フランクフルトに行ったときはテレビ番組の『ガイアの夜明け』の取材が帯同していたので、また反響が得られました。日本に帰ってきたら数千個もの注文が一気に入っていて、工場がパンク寸前だったほどです。
10年継続してきた結果、
売れる当たりを付けることができるようになった
——海外の展示会と言っても、一見さんではなかなか入れませんよね? どんなコミュニケーションを重ねれば、海外に受け入れられていくのですか。
島村:海外の展示に何回か通うことで、向こうの人脈ができあがっていったのです。人から人へと紹介されて。デザイナーをサポートしている海外の会社からコンタクトを取られたこともありました。日本人だけれど、イギリスの会社がサポートしてくれて、政府の助成金を少し頂いたこともあります。
展示会に通うと、私のようなデザイナー起業家から世界のデザイン展示会情報が流れてくるようにもなります。「あの展示に出たほうがいい」と。すべて通い続けた結果です。2005年から、年に3〜4回は出展していましたから。
——同じように海外で出展している日本人デザイナーはいますか?
島村:日本人には数人しか出会っていません。その方々も海外在住です。日本での仕事がベースになっていると、出ていきづらいですよね。出展していても、発表をデザイナーがしていないのです。手助けをするとなると、デザイナー本人の説明が必須なのです。
例えばファッションであれば、春夏と秋冬でコレクションがあります。コレクションには必ずデザイナー自身がプロポーザルの場として登壇しています。コレクションで発表しても実売はその半年先なのです。プロダクトデザインだと、発表する時が販売するときになってしまっている。それでは無駄が多いというか、販売しても失敗する可能性が高く残っています。
だから私たちは出展から販売までの時期をズラしています。3ヵ月くらい期間を置いて、デザイン修正を行う。それはデザイナー自身が展示会場に立つからこそ、できることなのです。工場とデザインのやりとりをしているだけでは、市場に問えませんよね。製品を出展してみて、「サイズや色が違う」と話しかけられる場合は往々にしてあり、それを確認しに行っています。注文を取りながら、どこまで買って頂けるのか把握することが多いのです。
——日本の場合、最終的に「これで売り出そう」とジャッジを下すのは誰ですか?
島村:日本の会社の場合は商品企画や取締役、または社の代表であることが多いですね。工場やデザイナーにはジャッジをゆだねなくて、だから工場やデザイナーが知らないまま製品になってしまうことが多い。製品になる前に知っていれば、改良することもできると思うのです。自動車であれば、投資額が何千億円にもなりますから、もったいないと思います。それを避ける意味でも、この手法(クリニック手法という)は良いのです。

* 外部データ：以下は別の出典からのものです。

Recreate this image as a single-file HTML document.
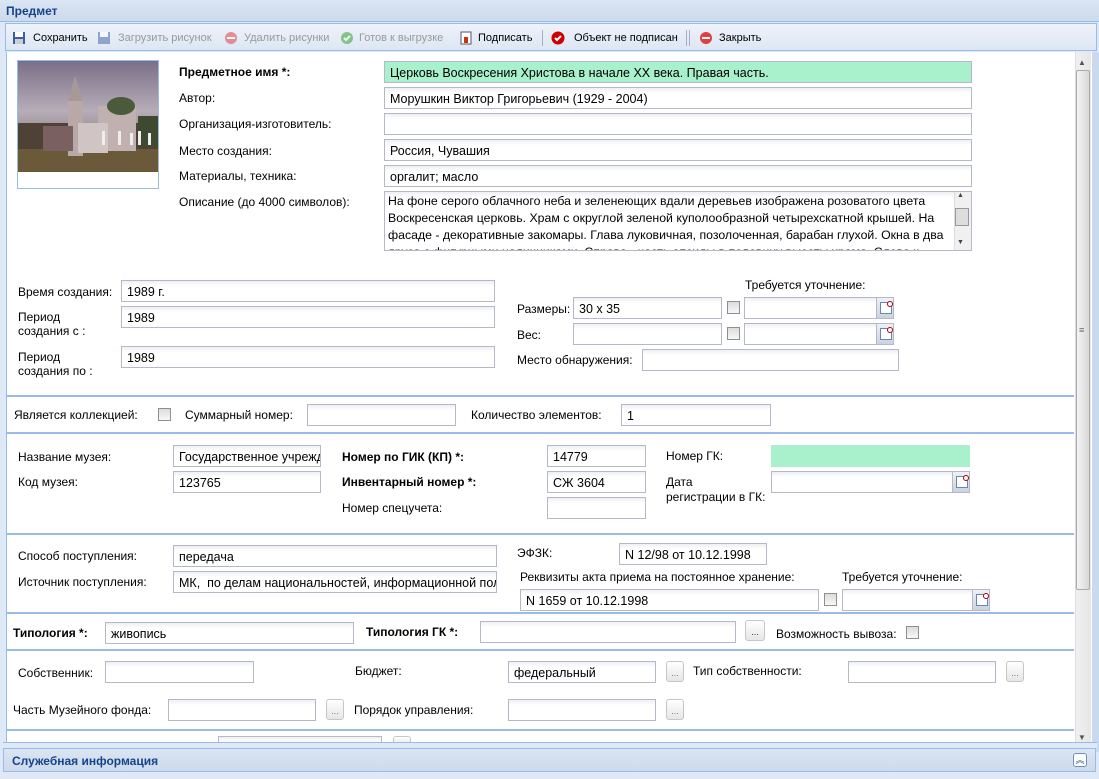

着実に売れる物を作るということはとても難しい。デザインということよりメーカーの体制にも関わってくると思います。多くの注文がきてもさばけないというのはよくあるので。デザインから販売にいたる工程で、会社の体制やマネージメントもシステムから構築しなければ、適切な販売のジャッジを下すことは難しいのだと思います。
——島村さんのような働き方を10年も続けていると、売れる確率が分かってくるものですか?
島村:外さないようにしているというか、初期発表ではずれていても、その失敗がまた次の成功を生んでくれる場合が多いのです。今のマーケットにはなく、斬新なデザインと企画で売れるものを精査して形に落とし込んでいく作業の連続だと思います。
(最後に)
「システム作りから関わりやすいのは、何か新しいことをやりたいと思っている場合の多い中小企業」だと島村氏は言います。ただし、「地方の企業とビジネスを始める場合は、コミュニケーションを円滑にするまでに時間が必要です」と補足してくれました。島村氏自身、プロジェクトがスタートするまでに1年と半年の月日を重ねて、関係性を作ってから仕事を始める場合があるそうです。
根気強く、丁寧に仕事を進めて行くことが求められるぶん、島村氏のような働き方を確立するのは容易なことではありません。でも1度生まれた関係性は、他には変えがたいビジネスの機会にも繋がることでしょう。インディペンデントクリエイターがイノベーションを起こすには、ビジネスベースで物事を進めていく力が不可欠です。クリエイティブとビジネスの両立を実現している島村氏の働き方は、きっと若手クリエイターのお手本になる物だと確信します。